遺産分割は相続人全員の合意が必要であり、全員の合意が得られない場合、申告が遅れる可能性があります。

専門家チームが関わることで、

・分割の方向性
・納税資金の確保方法
・手続きの優先順位

といった点が整理され、話し合いが進みやすくなります。

3. 申告後のフォローもできる

名義変更や管理の問題は、相続後にも続く場合があります。申告が終わった後も、専門家チームが手続きについて助言できるため、相続後の負担が軽減されます。

税理士や行政書士といった単体の士業に支援を依頼するのではなく、複数の士業の専門家チームに依頼することで、各士業の専門知識が発揮され、俯瞰してよりスムーズで最適化された相続が可能になります。

費用相場はどう考えればいい? ― 大切なのは“作業量と難易度”

相続税申告の負担は、「財産の種類・数」「相続人の関係性」「分割協議の進み具合」に左右されます。

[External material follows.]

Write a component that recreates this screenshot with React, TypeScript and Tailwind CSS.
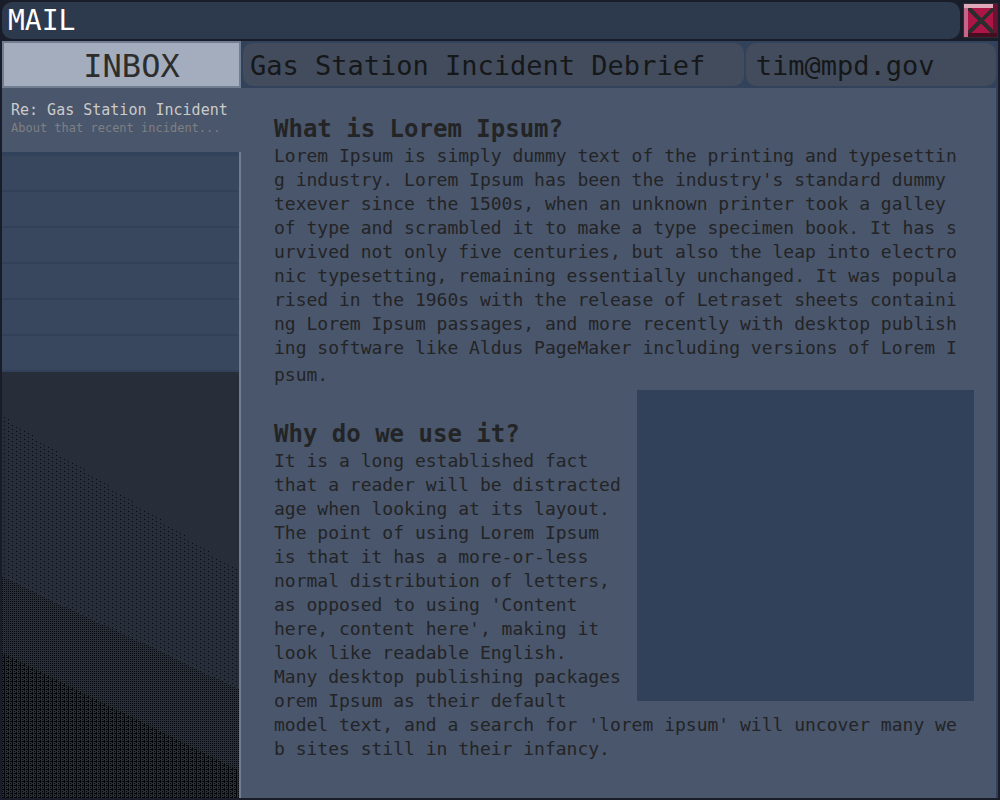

したがって費用相場を考える際は、金額よりも“作業量と難易度”を基準に考えることが重要でしょう。

相続の全体像として、次の要素が負担を大きくします。

・現金以外に不動産や事業用財産がある
・名義変更が必要な財産が多い
・相続人が多い、または連絡がつかない人がいる
・分割協議に時間がかかる
・財産調査に手間がかかる

こうしたケースでは、申告業務に必要な工数が増え、費用も高くなる傾向にあります。逆に、財産の種類が少ない場合や相続人間の合意形成が早い場合は、作業量が少なく、費用を抑えやすいといえるでしょう。

“費用の高さ”ではなく“リスク回避の価値”

相続手続きは期限を過ぎると特例が使えなくなるリスクや、管理放置によるトラブル発生の懸念があります。専門家チームに依頼する費用は、こうしたリスクを避けるための“保険”という位置づけで考えることもできます。

相続税の申告は、10か月以内に財産調査・評価・分割・申告のすべてを完了させる必要があり、家族だけで行うには負担が大きい作業です。

専門家に依頼することは、

・手続きの抜け漏れを防ぐ
・家族の調整を進める
・評価の誤りによるリスクを避ける

という観点から、相続をスムーズに進めるための大きなメリットがあります。費用は財産の種類や作業量によって変わりますが、大切なのは「何を任せるのか」「どこが難しい相続なのか」を把握することです。

相続の複雑さを見える化し、家族が安心して進められる体制を整えるためにも、専門家の関与は有効な選択肢といえるでしょう。